- Collected material -

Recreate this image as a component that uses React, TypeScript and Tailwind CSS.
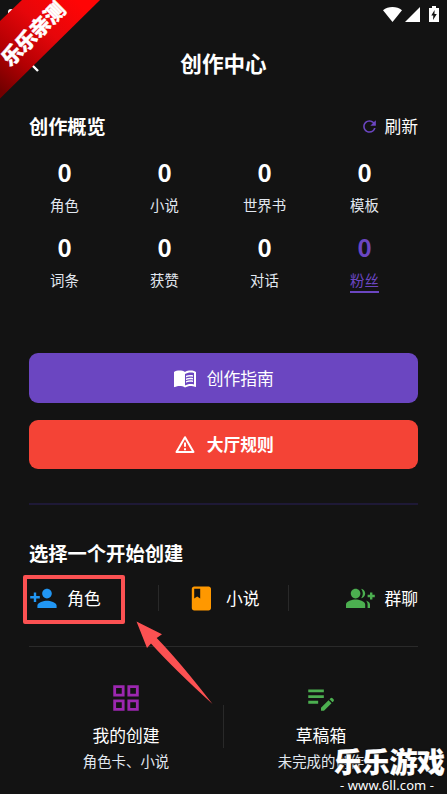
import { MdRefresh, MdMenuBook, MdPersonAdd, MdBook, MdGroupAdd, MdGridView, MdEditNote } from 'react-icons/md';

type Stat = { label: string; value: number; active?: boolean };

const stats: Stat[] = [
  { label: '角色', value: 0 },
  { label: '小说', value: 0 },
  { label: '世界书', value: 0 },
  { label: '模板', value: 0 },
  { label: '词条', value: 0 },
  { label: '获赞', value: 0 },
  { label: '对话', value: 0 },
  { label: '粉丝', value: 0, active: true },
];

function StatusBar() {
  return (
    <div className="flex h-[28px] items-end pl-2 pr-[8px] pb-[6px] text-white">
      <span className="h-[13px] w-1.5 rounded-full bg-white" />
      <svg className="ml-auto h-[15px] w-[19px]" viewBox="0 0 19 15" fill="currentColor">
        <path d="M9.5 15 0 3.2C2.6 1 6 0 9.5 0S16.4 1 19 3.2Z" />
      </svg>
      <svg className="ml-[3px] h-[15px] w-[15px]" viewBox="0 0 15 15" fill="currentColor">
        <path d="M0 15 15 0v15Z" />
      </svg>
      <svg className="ml-[9px] h-[16px] w-[10px]" viewBox="0 0 10 16">
        <path d="M3 0h4v2h3v14H0V2h3Z" fill="#fff" />
        <path d="M5.6 4 2.3 9.6h2L4 14l3.8-6H5.5Z" fill="#131313" />
      </svg>
    </div>
  );
}

function StatCell({ label, value, active }: Stat) {
  return (
    <div className={`flex h-[74.5px] flex-col items-center ${active ? 'text-[#6b46c1]' : 'text-white'}`}>
      <span className="h-[34px] text-[24px] leading-[30px] font-bold">{value}</span>
      <span
        className={`flex h-[27px] items-center border-b-2 pt-[2px] text-[14.4px] leading-[25px] ${
          active ? 'border-[#6b46c1]' : 'border-transparent text-[#e2e8f0]'
        }`}
      >
        {label}
      </span>
    </div>
  );
}

function Ribbon() {
  return (
    <div className="absolute top-0 left-0 h-[100px] w-[102px]">
      <svg className="h-[100px] w-[102px]" viewBox="0 0 102 100">
        <defs>
          <linearGradient id="ribbon" x1="0" y1="90" x2="75" y2="0" gradientUnits="userSpaceOnUse">
            <stop offset="0" stopColor="#720000" />
            <stop offset="0.3" stopColor="#b30003" />
            <stop offset="0.65" stopColor="#e6060a" />
            <stop offset="1" stopColor="#ff0505" />
          </linearGradient>
        </defs>
        <path d="M22 0H100L0 98.5V21Z" fill="url(#ribbon)" />
      </svg>
      <span className="absolute top-[20px] left-[-9.5px] w-[82px] -rotate-45 text-center text-[20.5px] leading-[26px] font-black tracking-[-0.6px] text-white [-webkit-text-stroke:0.4px_white]">
        乐乐亲测
      </span>
    </div>
  );
}

function Watermark() {
  return (
    <div className="absolute top-[745px] left-[334px] flex w-[113px] flex-col text-white">
      <span className="text-[28px] leading-[32px] font-black tracking-[-0.3px] whitespace-nowrap [-webkit-text-stroke:0.2px_white] [text-shadow:0_0_2px_#131313,1px_1px_1px_#131313]">
        乐乐游戏
      </span>
      <span className="pl-[6px] font-['Noto_Sans'] text-[13px] leading-[16px] tracking-[0.1px] whitespace-nowrap">- www.6ll.com -</span>
    </div>
  );
}

export default function App() {
  return (
    <div className="relative h-[794px] w-[447px] overflow-hidden bg-[#131313] font-['Noto_Sans_CJK_SC',sans-serif] text-white">
      <StatusBar />
      <header className="flex h-[70px] items-center px-[29px]">
        <svg className="mt-[2px] h-[22px] w-[13px]" viewBox="0 0 13 22" fill="none" stroke="currentColor" strokeWidth="2.4">
          <path d="m9 4-7 7 7 7" />
        </svg>
        <h1 className="flex-1 pr-[13px] text-center text-[21.6px] font-bold">创作中心</h1>
      </header>

      <main className="px-[29px]">
        <div className="flex h-[56px] items-center justify-between">
          <h2 className="text-[19.2px] font-bold">创作概览</h2>
          <button className="flex items-center gap-[5px] text-[16.8px]">
            <MdRefresh className="size-[19px] text-[#6b46c1]" />
            <span className="pt-[2px]">刷新</span>
          </button>
        </div>

        <section className="-mx-[14.5px] mt-[3px] grid h-[149px] grid-cols-[repeat(4,100px)]">
          {stats.map((s) => (
            <StatCell key={s.label} {...s} />
          ))}
        </section>

        <div className="mt-[47px] flex flex-col gap-[17px]">
          <button className="flex h-[50px] items-center justify-center gap-[9.6px] rounded-[9px] bg-[#6b46c1] text-[16.8px]">
            <MdMenuBook className="size-[24px]" />
            <span className="pt-[1px]">创作指南</span>
          </button>
          <button className="flex h-[49px] items-center justify-center gap-[9.6px] rounded-[9px] bg-[#f44336] text-[16.8px] font-bold">
            <svg className="mt-px size-[24px]" viewBox="0 0 24 24" fill="none" stroke="currentColor" strokeWidth="2" strokeLinejoin="round">
              <path d="M12 4.2 20.5 19h-17Z" />
              <path d="M12 9.5v4.2M12 15.2v2" />
            </svg>
            <span className="pt-[1px]">大厅规则</span>
          </button>
        </div>

        <div className="mt-[34px] h-[2px] bg-[#1e1936]" />

        <h2 className="mt-[34px] text-[19.3px] leading-[29px] font-bold">选择一个开始创建</h2>

        <section className="mt-[16px] grid h-[28px] grid-cols-[129px_131px_129px] items-center text-[16.8px]">
          <div className="flex items-center gap-[9.4px]">
            <MdPersonAdd className="size-[28.8px] text-[#2196f3]" />
            <span className="pt-[1px]">角色</span>
          </div>
          <div className="flex h-[26px] items-center justify-center gap-[9.8px] border-x border-[#292929]">
            <MdBook className="size-[28.8px] text-[#ff9800]" />
            <span className="pt-[1px]">小说</span>
          </div>
          <div className="flex items-center justify-end gap-[9.4px]">
            <MdGroupAdd className="size-[28.8px] text-[#4caf50]" />
            <span className="pt-[1px]">群聊</span>
          </div>
        </section>

        <div className="mt-[34px] h-px bg-[#2a2a2a]" />

        <section className="mt-[34px] grid grid-cols-[194px_1px_194px] items-start">
          <div className="flex flex-col items-center">
            <MdGridView className="size-[34px] text-[#9c27b0]" />
            <span className="mt-[7px] text-[16.8px] leading-[26px]">我的创建</span>
            <span className="text-[14.4px] leading-[26px] text-[#e2e8f0]">角色卡、小说</span>
          </div>
          <div className="mt-[24px] h-[43px] bg-[#292929]" />
          <div className="flex flex-col items-center">
            <MdEditNote className="size-[34px] text-[#4caf50]" />
            <span className="mt-[7px] text-[16.8px] leading-[26px]">草稿箱</span>
            <span className="text-[14.4px] leading-[26px] text-[#e2e8f0]">未完成的创作</span>
          </div>
        </section>
      </main>

      <Ribbon />
      <div className="absolute top-[575px] left-[23px] h-[49px] w-[102px] rounded-[2px] border-4 border-[#fc5152]" />
      <svg className="absolute top-[620px] left-[135px] h-[87px] w-[80px]" viewBox="135 620 80 87">
        <path d="M136.5 621.5 162 634.3 156.7 638 Q180 662 212.5 704 Q174 669 151 643.5 L147 648Z" fill="#fc5152" />
      </svg>
      <Watermark />
    </div>
  );
}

- Exercise instructions -
Omit each picture, then return all of the listing exactly as it stands.

- Output for this task -
Recreate this image as a component that uses React, TypeScript and Tailwind CSS.
import { MdRefresh, MdMenuBook, MdPersonAdd, MdBook, MdGroupAdd, MdGridView, MdEditNote } from 'react-icons/md';

type Stat = { label: string; value: number; active?: boolean };

const stats: Stat[] = [
  { label: '角色', value: 0 },
  { label: '小说', value: 0 },
  { label: '世界书', value: 0 },
  { label: '模板', value: 0 },
  { label: '词条', value: 0 },
  { label: '获赞', value: 0 },
  { label: '对话', value: 0 },
  { label: '粉丝', value: 0, active: true },
];

function StatusBar() {
  return (
    <div className="flex h-[28px] items-end pl-2 pr-[8px] pb-[6px] text-white">
      <span className="h-[13px] w-1.5 rounded-full bg-white" />
      <svg className="ml-auto h-[15px] w-[19px]" viewBox="0 0 19 15" fill="currentColor">
        <path d="M9.5 15 0 3.2C2.6 1 6 0 9.5 0S16.4 1 19 3.2Z" />
      </svg>
      <svg className="ml-[3px] h-[15px] w-[15px]" viewBox="0 0 15 15" fill="currentColor">
        <path d="M0 15 15 0v15Z" />
      </svg>
      <svg className="ml-[9px] h-[16px] w-[10px]" viewBox="0 0 10 16">
        <path d="M3 0h4v2h3v14H0V2h3Z" fill="#fff" />
        <path d="M5.6 4 2.3 9.6h2L4 14l3.8-6H5.5Z" fill="#131313" />
      </svg>
    </div>
  );
}

function StatCell({ label, value, active }: Stat) {
  return (
    <div className={`flex h-[74.5px] flex-col items-center ${active ? 'text-[#6b46c1]' : 'text-white'}`}>
      <span className="h-[34px] text-[24px] leading-[30px] font-bold">{value}</span>
      <span
        className={`flex h-[27px] items-center border-b-2 pt-[2px] text-[14.4px] leading-[25px] ${
          active ? 'border-[#6b46c1]' : 'border-transparent text-[#e2e8f0]'
        }`}
      >
        {label}
      </span>
    </div>
  );
}

function Ribbon() {
  return (
    <div className="absolute top-0 left-0 h-[100px] w-[102px]">
      <svg className="h-[100px] w-[102px]" viewBox="0 0 102 100">
        <defs>
          <linearGradient id="ribbon" x1="0" y1="90" x2="75" y2="0" gradientUnits="userSpaceOnUse">
            <stop offset="0" stopColor="#720000" />
            <stop offset="0.3" stopColor="#b30003" />
            <stop offset="0.65" stopColor="#e6060a" />
            <stop offset="1" stopColor="#ff0505" />
          </linearGradient>
        </defs>
        <path d="M22 0H100L0 98.5V21Z" fill="url(#ribbon)" />
      </svg>
      <span className="absolute top-[20px] left-[-9.5px] w-[82px] -rotate-45 text-center text-[20.5px] leading-[26px] font-black tracking-[-0.6px] text-white [-webkit-text-stroke:0.4px_white]">
        乐乐亲测
      </span>
    </div>
  );
}

function Watermark() {
  return (
    <div className="absolute top-[745px] left-[334px] flex w-[113px] flex-col text-white">
      <span className="text-[28px] leading-[32px] font-black tracking-[-0.3px] whitespace-nowrap [-webkit-text-stroke:0.2px_white] [text-shadow:0_0_2px_#131313,1px_1px_1px_#131313]">
        乐乐游戏
      </span>
      <span className="pl-[6px] font-['Noto_Sans'] text-[13px] leading-[16px] tracking-[0.1px] whitespace-nowrap">- www.6ll.com -</span>
    </div>
  );
}

export default function App() {
  return (
    <div className="relative h-[794px] w-[447px] overflow-hidden bg-[#131313] font-['Noto_Sans_CJK_SC',sans-serif] text-white">
      <StatusBar />
      <header className="flex h-[70px] items-center px-[29px]">
        <svg className="mt-[2px] h-[22px] w-[13px]" viewBox="0 0 13 22" fill="none" stroke="currentColor" strokeWidth="2.4">
          <path d="m9 4-7 7 7 7" />
        </svg>
        <h1 className="flex-1 pr-[13px] text-center text-[21.6px] font-bold">创作中心</h1>
      </header>

      <main className="px-[29px]">
        <div className="flex h-[56px] items-center justify-between">
          <h2 className="text-[19.2px] font-bold">创作概览</h2>
          <button className="flex items-center gap-[5px] text-[16.8px]">
            <MdRefresh className="size-[19px] text-[#6b46c1]" />
            <span className="pt-[2px]">刷新</span>
          </button>
        </div>

        <section className="-mx-[14.5px] mt-[3px] grid h-[149px] grid-cols-[repeat(4,100px)]">
          {stats.map((s) => (
            <StatCell key={s.label} {...s} />
          ))}
        </section>

        <div className="mt-[47px] flex flex-col gap-[17px]">
          <button className="flex h-[50px] items-center justify-center gap-[9.6px] rounded-[9px] bg-[#6b46c1] text-[16.8px]">
            <MdMenuBook className="size-[24px]" />
            <span className="pt-[1px]">创作指南</span>
          </button>
          <button className="flex h-[49px] items-center justify-center gap-[9.6px] rounded-[9px] bg-[#f44336] text-[16.8px] font-bold">
            <svg className="mt-px size-[24px]" viewBox="0 0 24 24" fill="none" stroke="currentColor" strokeWidth="2" strokeLinejoin="round">
              <path d="M12 4.2 20.5 19h-17Z" />
              <path d="M12 9.5v4.2M12 15.2v2" />
            </svg>
            <span className="pt-[1px]">大厅规则</span>
          </button>
        </div>

        <div className="mt-[34px] h-[2px] bg-[#1e1936]" />

        <h2 className="mt-[34px] text-[19.3px] leading-[29px] font-bold">选择一个开始创建</h2>

        <section className="mt-[16px] grid h-[28px] grid-cols-[129px_131px_129px] items-center text-[16.8px]">
          <div className="flex items-center gap-[9.4px]">
            <MdPersonAdd className="size-[28.8px] text-[#2196f3]" />
            <span className="pt-[1px]">角色</span>
          </div>
          <div className="flex h-[26px] items-center justify-center gap-[9.8px] border-x border-[#292929]">
            <MdBook className="size-[28.8px] text-[#ff9800]" />
            <span className="pt-[1px]">小说</span>
          </div>
          <div className="flex items-center justify-end gap-[9.4px]">
            <MdGroupAdd className="size-[28.8px] text-[#4caf50]" />
            <span className="pt-[1px]">群聊</span>
          </div>
        </section>

        <div className="mt-[34px] h-px bg-[#2a2a2a]" />

        <section className="mt-[34px] grid grid-cols-[194px_1px_194px] items-start">
          <div className="flex flex-col items-center">
            <MdGridView className="size-[34px] text-[#9c27b0]" />
            <span className="mt-[7px] text-[16.8px] leading-[26px]">我的创建</span>
            <span className="text-[14.4px] leading-[26px] text-[#e2e8f0]">角色卡、小说</span>
          </div>
          <div className="mt-[24px] h-[43px] bg-[#292929]" />
          <div className="flex flex-col items-center">
            <MdEditNote className="size-[34px] text-[#4caf50]" />
            <span className="mt-[7px] text-[16.8px] leading-[26px]">草稿箱</span>
            <span className="text-[14.4px] leading-[26px] text-[#e2e8f0]">未完成的创作</span>
          </div>
        </section>
      </main>

      <Ribbon />
      <div className="absolute top-[575px] left-[23px] h-[49px] w-[102px] rounded-[2px] border-4 border-[#fc5152]" />
      <svg className="absolute top-[620px] left-[135px] h-[87px] w-[80px]" viewBox="135 620 80 87">
        <path d="M136.5 621.5 162 634.3 156.7 638 Q180 662 212.5 704 Q174 669 151 643.5 L147 648Z" fill="#fc5152" />
      </svg>
      <Watermark />
    </div>
  );
}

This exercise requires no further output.